INFORMATION SUPPLIED
---+---

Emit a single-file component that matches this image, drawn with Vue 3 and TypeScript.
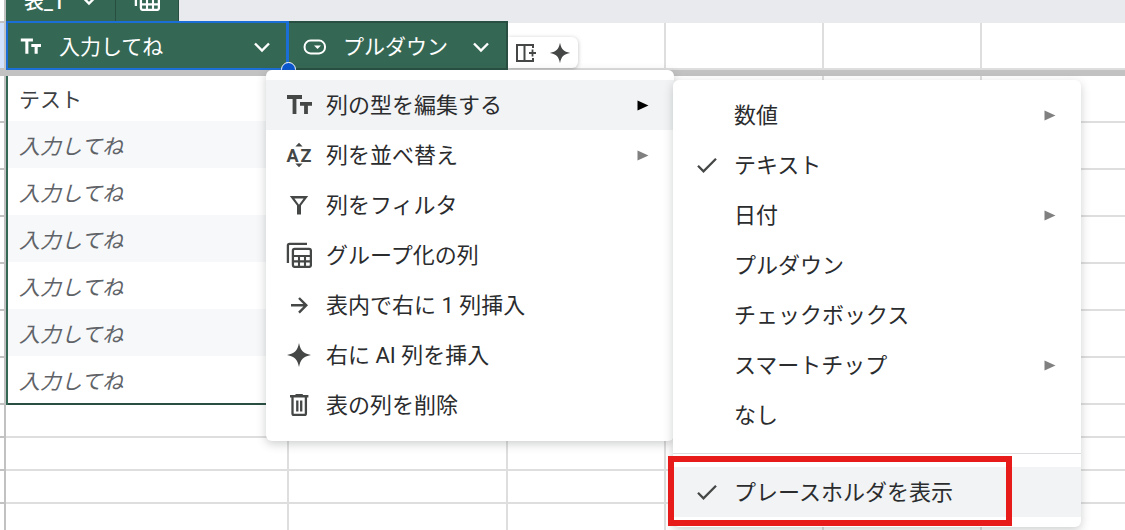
<script setup lang="ts">
import { ref } from 'vue'

interface MenuEntry {
  label: string
  icon?: string
  arrow?: boolean
  checked?: boolean
}

const tableName = ref('表_1')
const rows: { text: string; placeholder: boolean }[] = [
  { text: 'テスト', placeholder: false },
  ...Array.from({ length: 6 }, () => ({ text: '入力してね', placeholder: true })),
]
const emptyRows = 4

const columnMenu: MenuEntry[] = [
  { label: '列の型を編集する', icon: 'type', arrow: true },
  { label: '列を並べ替え', icon: 'sort', arrow: true },
  { label: '列をフィルタ', icon: 'filter' },
  { label: 'グループ化の列', icon: 'group' },
  { label: '表内で右に 1 列挿入', icon: 'arrow' },
  { label: '右に AI 列を挿入', icon: 'spark' },
  { label: '表の列を削除', icon: 'trash' },
]

const typeMenu: MenuEntry[] = [
  { label: '数値', arrow: true },
  { label: 'テキスト', checked: true },
  { label: '日付', arrow: true },
  { label: 'プルダウン' },
  { label: 'チェックボックス' },
  { label: 'スマートチップ', arrow: true },
  { label: 'なし' },
]
</script>

<template>
  <main class="page">
    <svg class="defs" aria-hidden="true">
      <symbol id="i-type" viewBox="0 0 26 26">
        <path d="M1 5H16M8.5 5V22M14 11.800H26M20 11.800V22" fill="none" stroke="currentColor" stroke-width="3.800" />
      </symbol>
      <symbol id="i-sort" viewBox="0 0 26 26">
        <text x="0.500" y="19.500" font-family="Roboto, sans-serif" font-size="18" font-weight="700" fill="currentColor">A</text>
        <text x="14.500" y="19.500" font-family="Roboto, sans-serif" font-size="18" font-weight="700" fill="currentColor">Z</text>
        <path d="M13 .8L16.6 4.400H9.400zM13 25.200L16.600 21.600H9.400z" fill="currentColor" />
      </symbol>
      <symbol id="i-filter" viewBox="0 0 26 26">
        <path d="M3.800 4H22.200L15 13.500V22.500H11V13.500zM8.400 6.500L13 12.700L17.600 6.500z" fill="currentColor" fill-rule="evenodd" />
      </symbol>
      <symbol id="i-group" viewBox="0 0 26 26">
        <path d="M21 1.900H3.500Q1.900 1.900 1.900 3.500V21" fill="none" stroke="currentColor" stroke-width="2.300" />
        <rect x="6.900" y="6.900" width="18" height="18" rx="1.800" fill="none" stroke="currentColor" stroke-width="2.300" />
        <path d="M7 14H25M7 19.400H25M13 14V25M19 14V25" fill="none" stroke="currentColor" stroke-width="2.100" />
      </symbol>
      <symbol id="i-arrow" viewBox="0 0 26 26">
        <path d="M5 13.300H20M13 6L20.300 13.300L13 20.600" fill="none" stroke="currentColor" stroke-width="2.400" />
      </symbol>
      <symbol id="i-spark" viewBox="0 0 26 26">
        <path d="M13 1C14.700 9 17 11.300 25 13C17 14.700 14.700 17 13 25C11.300 17 9 14.700 1 13C9 11.300 11.300 9 13 1z" fill="currentColor" />
      </symbol>
      <symbol id="i-trash" viewBox="0 0 26 26">
        <path d="M4 4.300H22.400M9.500 3.200H16.800" fill="none" stroke="currentColor" stroke-width="2.500" />
        <path d="M6.500 5V21.500Q6.500 22.900 7.900 22.900H18.500Q19.900 22.900 19.900 21.500V5M11.300 8.500V19.500M15.200 8.500V19.500" fill="none" stroke="currentColor" stroke-width="2.300" />
      </symbol>
      <symbol id="i-chevron" viewBox="0 0 16 16">
        <path d="M1 4.500L8 11.500L15 4.500" fill="none" stroke="currentColor" stroke-width="2.400" />
      </symbol>
      <symbol id="i-check" viewBox="0 0 20 20">
        <path d="M1 10.800L6.500 16.300L19 3.800" fill="none" stroke="currentColor" stroke-width="2.300" />
      </symbol>
      <symbol id="i-pill" viewBox="0 0 24 16">
        <rect x="1.600" y="1.600" width="20.400" height="12.800" rx="6" fill="none" stroke="currentColor" stroke-width="2" />
        <path d="M11 6.500H18L14.500 10z" fill="currentColor" />
      </symbol>
      <symbol id="i-addcol" viewBox="0 0 22 20">
        <path d="M18 5V1.900H2V18.100H18V15M9.500 2V18" fill="none" stroke="currentColor" stroke-width="2" />
        <path d="M14 10H21M17.500 6.500V13.500" fill="none" stroke="currentColor" stroke-width="1.800" />
      </symbol>
      <symbol id="i-tri" viewBox="0 0 12 12">
        <path d="M.5 1.500L11.500 6.500L.5 11.500z" fill="currentColor" />
      </symbol>
    </svg>

    <table class="sheet">
      <colgroup>
        <col class="c-head" /><col class="c-a" /><col class="c-b" /><col class="c-n" /><col class="c-n" /><col class="c-n" /><col />
      </colgroup>
      <thead>
        <tr class="strip">
          <td class="rowhead"></td>
          <td colspan="6">
            <div class="tabs">
              <button type="button" class="tab name">{{ tableName }}<svg class="chev"><use href="#i-chevron" /></svg></button>
              <button type="button" class="tab" aria-label="グループ"><svg class="icon"><use href="#i-group" /></svg></button>
            </div>
          </td>
        </tr>
        <tr class="heads">
          <td class="rowhead active"></td>
          <th class="col selected" scope="col">
            <div class="head">
              <svg class="small"><use href="#i-type" /></svg>
              <span>入力してね</span>
              <button type="button" aria-label="列メニュー"><svg class="chev"><use href="#i-chevron" /></svg></button>
            </div>
          </th>
          <th class="col second" scope="col">
            <div class="head">
              <svg class="pill"><use href="#i-pill" /></svg>
              <span>プルダウン</span>
              <button type="button" aria-label="列メニュー"><svg class="chev"><use href="#i-chevron" /></svg></button>
            </div>
          </th>
          <td class="tool-cell">
            <div class="tools">
              <button type="button" aria-label="列を追加"><svg class="addcol"><use href="#i-addcol" /></svg></button>
              <button type="button" aria-label="AI 列"><svg class="spark"><use href="#i-spark" /></svg></button>
            </div>
          </td>
          <td></td><td></td><td></td>
        </tr>
        <tr class="freeze"><td colspan="7"></td></tr>
      </thead>
      <tbody>
        <tr v-for="(row, i) in rows" :key="i" class="data">
          <td class="rowhead"></td>
          <td class="value" :class="{ placeholder: row.placeholder }">{{ row.text }}</td>
          <td class="value"></td>
          <td></td><td></td><td></td><td></td>
        </tr>
        <tr v-for="n in emptyRows" :key="'e' + n" class="empty">
          <td class="rowhead"></td>
          <td></td><td></td><td></td><td></td><td></td><td></td>
        </tr>
      </tbody>
    </table>

    <div class="menu main-menu" role="menu">
      <button v-for="(item, i) in columnMenu" :key="item.label" type="button" role="menuitem" class="item" :class="{ hover: i === 0 }">
        <svg class="icon"><use :href="'#i-' + item.icon" /></svg>
        <span>{{ item.label }}</span>
        <svg v-if="item.arrow" class="tri"><use href="#i-tri" /></svg>
      </button>
    </div>

    <div class="menu type-menu" role="menu">
      <button v-for="item in typeMenu" :key="item.label" type="button" role="menuitemradio" :aria-checked="!!item.checked" class="item">
        <svg class="check"><use v-if="item.checked" href="#i-check" /></svg>
        <span>{{ item.label }}</span>
        <svg v-if="item.arrow" class="tri"><use href="#i-tri" /></svg>
      </button>
      <hr />
      <button type="button" role="menuitemcheckbox" aria-checked="true" class="item hover">
        <svg class="check"><use href="#i-check" /></svg>
        <span>プレースホルダを表示</span>
        <i class="mark"></i>
      </button>
    </div>
  </main>
</template>

<style>
body {
  margin: 0;
}
</style>

<style scoped>
.page {
  position: relative;
  height: 100vh;
  overflow: hidden;
  background: #fff;
  color: #2b2c2e;
  font-family: Roboto, "Noto Sans CJK JP", sans-serif;
}
.defs {
  position: absolute;
  width: 0;
  height: 0;
}
svg {
  display: block;
  flex: none;
}
button {
  margin: 0;
  padding: 0;
  border: 0;
  background: none;
  color: inherit;
  font: inherit;
  text-align: left;
}
.sheet {
  width: 100%;
  table-layout: fixed;
  border-collapse: separate;
  border-spacing: 0;
}
.c-head { width: 6px; }
.c-a { width: 283px; }
.c-b { width: 219px; }
.c-n { width: 158px; }
td,
th {
  box-sizing: border-box;
  padding: 0;
  border: solid #dedede;
  border-width: 0 2px 2px 0;
  font-weight: 400;
  text-align: left;
}
td:last-child {
  border-right: 0;
}
.rowhead {
  border-color: #c2c2c2;
}
.rowhead.active {
  background: #d3e3fd;
}
.strip td {
  height: 23px;
  border-bottom: 0;
}
.strip td + td {
  border: 0;
  background: #e8eaed;
}
.strip .rowhead {
  border-bottom: 2px solid #c2c2c2;
}
.tabs {
  display: flex;
  align-items: flex-end;
  height: 23px;
  overflow: hidden;
}
.tab {
  display: flex;
  align-items: center;
  box-sizing: border-box;
  height: 50px;
  padding: 0 18px;
  border-right: 1px solid #284f42;
  background: #356854;
  color: #fff;
  font-size: 21px;
}
.tab.name {
  gap: 17px;
  height: 46px;
  font-size: 20px;
  font-weight: 500;
}
.heads td,
.heads th {
  height: 47px;
}
.col {
  position: relative;
  border: 0;
  background: #356854;
  color: #fff;
}
.selected::before,
.second::before {
  content: "";
  position: absolute;
  inset: -2px 0 0 0;
  border: 2px solid #1b6ed6;
  border-right-width: 3px;
  pointer-events: none;
}
.second::before {
  border: 2px solid #284f42;
  border-left: 0;
}
.selected::after {
  content: "";
  position: absolute;
  z-index: 1;
  right: -7px;
  bottom: -7px;
  box-sizing: border-box;
  width: 15px;
  height: 15px;
  border: 1px solid #fff;
  border-radius: 50%;
  background: #0b57d0;
}
.head {
  display: flex;
  align-items: center;
  padding: 0 19px 0 14px;
  font-size: 21px;
  line-height: 46px;
}
.head span {
  flex: 1;
  margin-left: 18px;
}
.second .head span {
  margin-left: 16px;
}
.tool-cell {
  vertical-align: bottom;
}
.tools {
  display: flex;
  align-items: center;
  gap: 12px;
  box-sizing: border-box;
  width: 70px;
  height: 31px;
  padding-left: 7px;
  border-radius: 0 6px 6px 0;
  background: #fff;
  box-shadow: 0 1px 4px rgba(60, 64, 67, 0.35);
  color: #444746;
}
.freeze td {
  height: 6px;
  border: 0;
  background: #c2c2c2;
}
.data td {
  height: 47px;
}
.data .value {
  padding: 2px 0 0 11px;
  border: 0;
  border-left: 2px solid #356854;
  box-shadow: inset 0 -2px #f6f8f9;
  color: #3c4043;
  font-size: 21px;
  line-height: 45px;
}
.data:nth-child(even) .value {
  background: #f6f8f9;
  box-shadow: inset 0 -2px #fff;
}
.data:nth-child(7) .value {
  box-shadow: inset 0 -2px #284f42;
}
.data .placeholder {
  color: #5f6368;
  font-style: italic;
}
.empty td {
  height: 33px;
}
.menu {
  position: absolute;
  z-index: 2;
  box-sizing: border-box;
  padding: 10px 0;
  border-radius: 6px;
  background: #fff;
  box-shadow: 0 3px 10px rgba(60, 64, 67, 0.25);
}
.main-menu {
  top: 70px;
  left: 266px;
  width: 408px;
  padding-bottom: 11px;
}
.type-menu {
  top: 80px;
  left: 673px;
  width: 408px;
}
.item {
  position: relative;
  display: flex;
  align-items: center;
  gap: 14px;
  box-sizing: border-box;
  width: 100%;
  height: 50px;
  padding: 0 25px 0 20px;
  font-size: 22px;
  line-height: 48px;
}
.type-menu .item {
  gap: 17px;
  padding-left: 24px;
}
.item.hover {
  background: #f1f3f4;
}
.item span {
  flex: 1;
  padding-top: 2px;
}
.icon {
  width: 26px;
  height: 26px;
  color: #444746;
}
.tab .icon {
  color: #fff;
}
.chev {
  width: 16px;
  height: 16px;
}
.small {
  width: 21px;
  height: 21px;
}
.pill {
  width: 24px;
  height: 16px;
}
.addcol {
  width: 22px;
  height: 20px;
}
.spark {
  width: 22px;
  height: 22px;
}
.check {
  width: 20px;
  height: 20px;
  color: #444746;
}
.tri {
  width: 12px;
  height: 12px;
  color: #808080;
}
.hover .tri {
  color: #000;
}
hr {
  height: 1px;
  margin: 13px 0;
  border: 0;
  background: #dadce0;
}
.mark {
  position: absolute;
  inset: -11px 69px -9px -5px;
  border: 6px solid #e81b1b;
}
</style>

---+---

OBJECTIVE
Reproduce the material above exactly, first line through the line that contains "const emptyRows = 4", minus the pictures.

EXERCISE SOLUTION
Emit a single-file component that matches this image, drawn with Vue 3 and TypeScript.
<script setup lang="ts">
import { ref } from 'vue'

interface MenuEntry {
  label: string
  icon?: string
  arrow?: boolean
  checked?: boolean
}

const tableName = ref('表_1')
const rows: { text: string; placeholder: boolean }[] = [
  { text: 'テスト', placeholder: false },
  ...Array.from({ length: 6 }, () => ({ text: '入力してね', placeholder: true })),
]
const emptyRows = 4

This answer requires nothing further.